Manager’s Use of Client’s Property for Vending Machines
Article 6, Part 5
The Complaint
REALTOR® A managed Client B’s large apartment building, and made an arrangement under which coin operated vending machines were placed in the basement of the building.
Six months after the machines were installed, Client B noticed them and raised a question to the propriety of REALTOR® A’s action in installing them, and deriving revenue from them, without Client B’s knowledge and consent. REALTOR® A’s response was that he had considered the machines a service to the tenants which in no way affected Client B’s interests.
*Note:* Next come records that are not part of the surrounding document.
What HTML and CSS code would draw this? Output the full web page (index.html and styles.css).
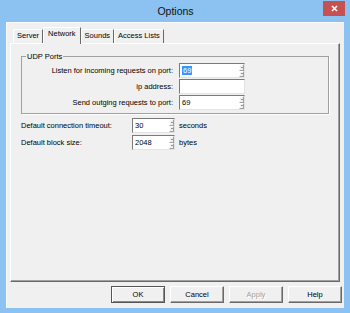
FILE: index.html
```html
<!DOCTYPE html>
<html lang="en">

<head>
    <meta charset="UTF-8">
    <title>Options</title>
    <link rel="stylesheet" href="styles.css">
</head>

<body>
    <div class="window">
        <div class="titlebar">
            <span></span>
            <span class="title">Options</span>
            <span class="close">
                <svg width="7" height="7" viewBox="0 0 7 7">
                    <path d="M1 1 L6 6 M6 1 L1 6" stroke="#fff" stroke-width="1.6" fill="none" />
                </svg>
            </span>
        </div>

        <div class="client">
            <div class="tabs">
                <div class="tab">Server</div>
                <div class="tab active">Network</div>
                <div class="tab">Sounds</div>
                <div class="tab">Access Lists</div>
            </div>

            <div class="panel">
                <fieldset class="group">
                    <legend>UDP Ports</legend>
                    <div class="port-grid">
                        <label>Listen for incoming requests on port:</label>
                        <div class="field">
                            <span class="value"><span class="sel">69</span></span>
                            <span class="spin"><span class="up"></span><span class="down"></span></span>
                        </div>

                        <label>ip address:</label>
                        <div class="field">
                            <span class="value"></span>
                        </div>

                        <label>Send outging requests to port:</label>
                        <div class="field">
                            <span class="value">69</span>
                            <span class="spin"><span class="up"></span><span class="down"></span></span>
                        </div>
                    </div>
                </fieldset>

                <div class="defaults">
                    <label>Default connection timeout:</label>
                    <div class="field">
                        <span class="value">30</span>
                        <span class="spin"><span class="up"></span><span class="down"></span></span>
                    </div>
                    <span class="unit">seconds</span>

                    <label>Default block size:</label>
                    <div class="field">
                        <span class="value">2048</span>
                        <span class="spin"><span class="up"></span><span class="down"></span></span>
                    </div>
                    <span class="unit">bytes</span>
                </div>
            </div>

            <div class="buttons">
                <button class="btn default">OK</button>
                <button class="btn">Cancel</button>
                <button class="btn disabled">Apply</button>
                <button class="btn">Help</button>
            </div>
        </div>
    </div>
</body>

</html>
```

FILE: styles.css
```css
body {
    margin: 0;
    width: 350px;
    height: 313px;
    overflow: hidden;
    background: #8bc2f1;
    font-family: "Liberation Sans", Arial, sans-serif;
    font-size: 7.5px;
    color: #000;
}

.window {
    display: flex;
    flex-direction: column;
    height: 313px;
    padding: 0 6px 5px 6px;
    box-sizing: border-box;
}

/* title bar */
.titlebar {
    height: 22px;
    display: grid;
    grid-template-columns: 1fr auto 1fr;
    align-items: start;
    margin-right: -1px;
}

.title {
    font-size: 10.5px;
    line-height: 12px;
    padding-top: 5px;
    color: #111;
}

.close {
    justify-self: end;
    width: 22px;
    height: 15px;
    margin-top: 1px;
    background: #c75050;
    display: flex;
    align-items: center;
    justify-content: center;
}

/* dialog body */
.client {
    flex: 1;
    display: flex;
    flex-direction: column;
    background: #f0f0f0;
    padding: 5px 4px 5px 4px;
    box-sizing: border-box;
    box-shadow: inset 1px 1px 0 #fafafa;
}

.tabs {
    display: flex;
    align-items: flex-end;
    height: 16px;
    padding-left: 3px;
}

.tab {
    height: 14px;
    line-height: 10px;
    padding: 1px 3px 0 3px;
    box-sizing: border-box;
    border: 1px solid;
    border-bottom: none;
    border-color: #fff #696969 transparent #fff;
    white-space: nowrap;
}

.tab.active {
    height: 17px;
    line-height: 12px;
    padding: 0 4px;
    margin-bottom: -1px;
    background: #f0f0f0;
    position: relative;
    z-index: 1;
}

.panel {
    flex: 1;
    border: 1px solid;
    border-color: #fff #696969 #696969 #fff;
    box-shadow: inset -1px -1px 0 #a0a0a0;
    padding: 8px 10px 0 10px;
}

/* group box */
.group {
    margin: 0;
    padding: 2px 0 3px 0;
    border: 1px solid #a0a0a0;
    box-shadow: 1px 1px 0 #fff;
    min-width: 0;
}

.group legend {
    margin-left: 4px;
    padding: 0 1px;
    line-height: 9px;
}

.port-grid {
    display: grid;
    grid-template-columns: 151px 66px;
    grid-auto-rows: 15px;
    column-gap: 6px;
    row-gap: 1px;
    align-items: center;
}

.port-grid label {
    text-align: right;
    white-space: nowrap;
}

.defaults {
    margin-top: 4px;
    display: grid;
    grid-template-columns: 111px 43px auto;
    grid-auto-rows: 15px;
    row-gap: 2px;
    align-items: center;
}

.unit {
    margin-left: 4px;
}

/* edit boxes */
.field {
    height: 15px;
    box-sizing: border-box;
    display: flex;
    background: #fff;
    border: 1px solid;
    border-color: #7a7a7a #e3e3e3 #e3e3e3 #7a7a7a;
}

.value {
    flex: 1;
    padding-left: 2px;
    line-height: 13px;
}

.sel {
    background: #3399ff;
    color: #fff;
    padding: 0 1px;
}

.spin {
    width: 5px;
    display: flex;
    flex-direction: column;
}

.spin span {
    flex: 1;
    display: flex;
    align-items: center;
    justify-content: center;
    background: #f0f0f0;
    border: 1px solid;
    border-color: #fff #a0a0a0 #a0a0a0 #fff;
    box-sizing: border-box;
}

.spin .up::after {
    content: "";
    border-left: 1px solid transparent;
    border-right: 1px solid transparent;
    border-bottom: 1px solid #333;
}

.spin .down::after {
    content: "";
    border-left: 1px solid transparent;
    border-right: 1px solid transparent;
    border-top: 1px solid #333;
}

/* push buttons */
.buttons {
    display: flex;
    justify-content: flex-end;
    gap: 5px;
    margin-top: 4px;
    margin-right: -2px;
}

.btn {
    width: 54px;
    height: 17px;
    padding: 0;
    font: inherit;
    color: #000;
    background: #f0f0f0;
    border: 1px solid;
    border-color: #fff #696969 #696969 #fff;
    box-shadow: inset -1px -1px 0 #a0a0a0;
}

.btn.default {
    border-color: #555;
    box-shadow: inset 1px 1px 0 #fff, inset -1px -1px 0 #8a8a8a;
}

.btn.disabled {
    color: #a0a0a0;
    text-shadow: 1px 1px 0 #fff;
}
```
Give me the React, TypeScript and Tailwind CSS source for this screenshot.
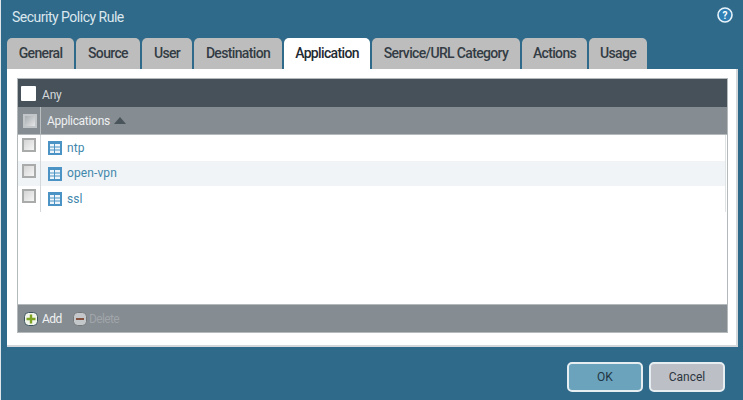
const tabs = [
  { name: 'General', w: 'w-[67px]' },
  { name: 'Source', w: 'w-[64px]' },
  { name: 'User', w: 'w-[50px]' },
  { name: 'Destination', w: 'w-[88px]' },
  { name: 'Application', w: 'w-[86px]', active: true },
  { name: 'Service/URL Category', w: 'w-[148px]' },
  { name: 'Actions', w: 'w-[65px]' },
  { name: 'Usage', w: 'w-[58px]' },
];

const rows = [
  { name: 'ntp', bg: 'bg-white' },
  { name: 'open-vpn', bg: 'bg-[#f1f4f6]' },
  { name: 'ssl', bg: 'bg-white' },
];

const TableIcon = () => (
  <svg width="14" height="14" viewBox="0 0 14 14" className="shrink-0 mt-[1px]">
    <rect x="0" y="0" width="14" height="14" fill="#4a93c4" />
    <rect x="2" y="3" width="10" height="9" fill="#eef5fa" />
    <path d="M2 6H12M2 9H12M6.5 3V12" stroke="#4a93c4" strokeWidth="1" fill="none" />
  </svg>
);

const Check = ({ className }: { className: string }) => (
  <div className={`w-[14px] h-[14px] border-2 bg-gradient-to-br ${className}`} />
);

export default function App() {
  return (
    <div className="w-[743px] h-[400px] overflow-hidden bg-[#306a8a] border-l border-[#dfe6ea] flex flex-col font-['Roboto','Liberation_Sans',sans-serif]">
      <div className="h-[38px] shrink-0 flex items-start justify-between pl-[11px] pr-[10px] pt-[7px]">
        <span className="text-[14px] leading-[20px] text-[#dbe7ee] tracking-[-0.5px]">Security Policy Rule</span>
        <svg width="16" height="16" viewBox="0 0 16 16">
          <circle cx="8" cy="8" r="7" fill="#2f7fb5" stroke="#e8f2f8" strokeWidth="1.6" />
          <text x="8" y="11.5" textAnchor="middle" fontSize="10" fontWeight="700" fill="#fff" fontFamily="Roboto">?</text>
        </svg>
      </div>

      <div className="flex h-[31px] shrink-0 pl-[6px] gap-[2px]">
        {tabs.map((t) => (
          <div
            key={t.name}
            className={`${t.w} rounded-t-[5px] flex items-center justify-center text-[14px] font-medium tracking-[-0.65px] ${t.active ? 'bg-white text-[#1f2a33]' : 'bg-[#bdbdbd] text-[#333c44]'}`}
          >
            {t.name}
          </div>
        ))}
      </div>

      <div className="ml-[6px] w-[731px] h-[278px] shrink-0 bg-white border-b-2 border-r-2 border-[#d4d8da] pt-[9px] pl-[10px] pr-[8px]">
        <div className="h-[255px] border border-[#b4b9bc] flex flex-col">
          <div className="h-[28px] shrink-0 bg-[#465159] flex items-center pl-[3px] gap-[6px]">
            <div className="w-[15px] h-[15px] bg-white rounded-[1px]" />
            <span className="text-[12px] text-[#d5d9dc] tracking-[-0.2px] mt-[4px]">Any</span>
          </div>
          <div className="h-[28px] shrink-0 bg-[#858c92] flex items-center border-b border-[#b4b9bc]">
            <div className="w-[22px] h-full flex items-center justify-center border-r border-[#b9bec1] ml-[1px]">
              <Check className="border-[#c3c6c8] from-[#a9adb0] to-[#e4e5e6]" />
            </div>
            <span className="ml-[6px] mt-[1px] text-[12px] text-[#eef0f1] tracking-[-0.3px]">Applications</span>
            <svg width="12" height="7" viewBox="0 0 12 7" className="ml-[4px]">
              <path d="M6 0L12 7H0Z" fill="#4a545b" />
            </svg>
          </div>
          <div className="flex-1 flex flex-col">
            {rows.map((r) => (
              <div key={r.name} className={`h-[25.5px] flex items-center mr-[1px] border-r border-[#e0e3e5] ${r.bg}`}>
                <div className="w-[23px] h-full flex justify-center border-r border-[#d5d8da] shrink-0">
                  <Check className="mt-[3px] border-[#a9abab] from-[#d4d4d4] to-[#f6f6f6]" />
                </div>
                <div className="ml-[7px] flex items-center gap-[5px]">
                  <TableIcon />
                  <span className="text-[12px] text-[#3f87ac] tracking-[0.1px]">{r.name}</span>
                </div>
              </div>
            ))}
          </div>
          <div className="h-[28px] shrink-0 bg-[#858c92] flex items-center pl-[6px] border-t border-[#b4b9bc]">
            <svg width="14" height="14" viewBox="0 0 14 14">
              <rect x="0.5" y="0.5" width="13" height="13" rx="4" fill="#f2f5ec" stroke="#3f5560" />
              <path d="M7 2.5V11.5M2.5 7H11.5" stroke="#7ea322" strokeWidth="2.4" />
            </svg>
            <span className="ml-[4px] text-[12px] text-[#f0f2f3] tracking-[-0.5px]">Add</span>
            <svg width="14" height="14" viewBox="0 0 14 14" className="ml-[11px]">
              <rect x="0.5" y="0.5" width="13" height="13" rx="4" fill="#c4c7c9" stroke="#75797c" />
              <path d="M3 7H11" stroke="#86503f" strokeWidth="2" />
            </svg>
            <span className="ml-[2px] text-[12px] text-[#a0a5a9] tracking-[-0.6px]">Delete</span>
          </div>
        </div>
      </div>

      <div className="flex-1 flex justify-end items-start pt-[15px] pr-[18px] gap-[6px]">
        <div className="w-[76px] h-[30px] rounded-[5px] border-2 border-[#e6eef2] bg-[#6ba3bc] flex items-center justify-center text-[12px] text-[#1f3644]">OK</div>
        <div className="w-[76px] h-[30px] rounded-[5px] border-2 border-[#e6eef2] bg-[#bdbfc6] flex items-center justify-center text-[12px] text-[#2c3640]">Cancel</div>
      </div>
    </div>
  );
}
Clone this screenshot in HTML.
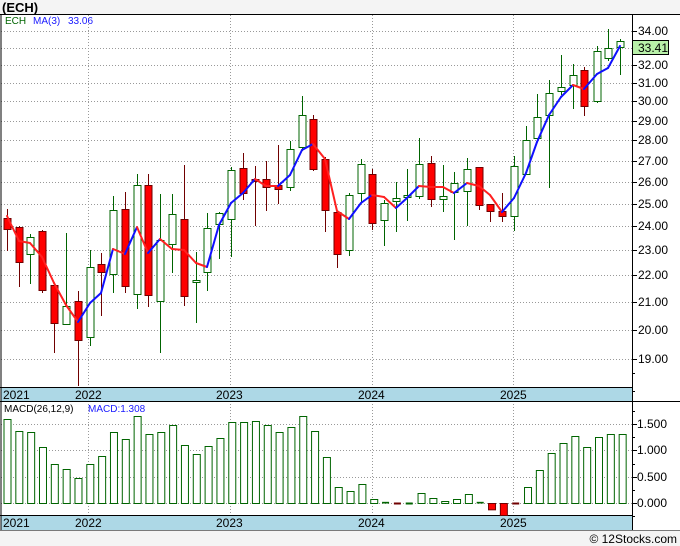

He told Client B that he did derive a small amount of revenue from them, which had not been remitted to Client B because he felt that this revenue compensated him for his time and effort in arranging for installation of the machines and maintaining contact with the firm that operated them. He suggested that if Client B was unhappy he could seek a formal ruling by submitting the matter to the Professional Standards Committee of the Board of REALTORS®.
The Hearing
Accordingly, Client B did just that. At a hearing on the matter it was established that REALTOR® A had not consulted his client at the time he authorized installation of the machines; that revenue derived from operation of the machines had been retained by REALTOR® A; and that Client B had been furnished no information whatever in the matter until he observed the machines in his own periodic inspection of the building.
The Conclusion
It was the conclusion of the Hearing Panel that, whether or not the presence of the machines was a service for the tenants, the giving of authority for their installation was in effect a rental of the space they occupied; and that, in the absence of any disclosure to the owner, REALTOR® A was in violation of Article 6 of the Code of Ethics.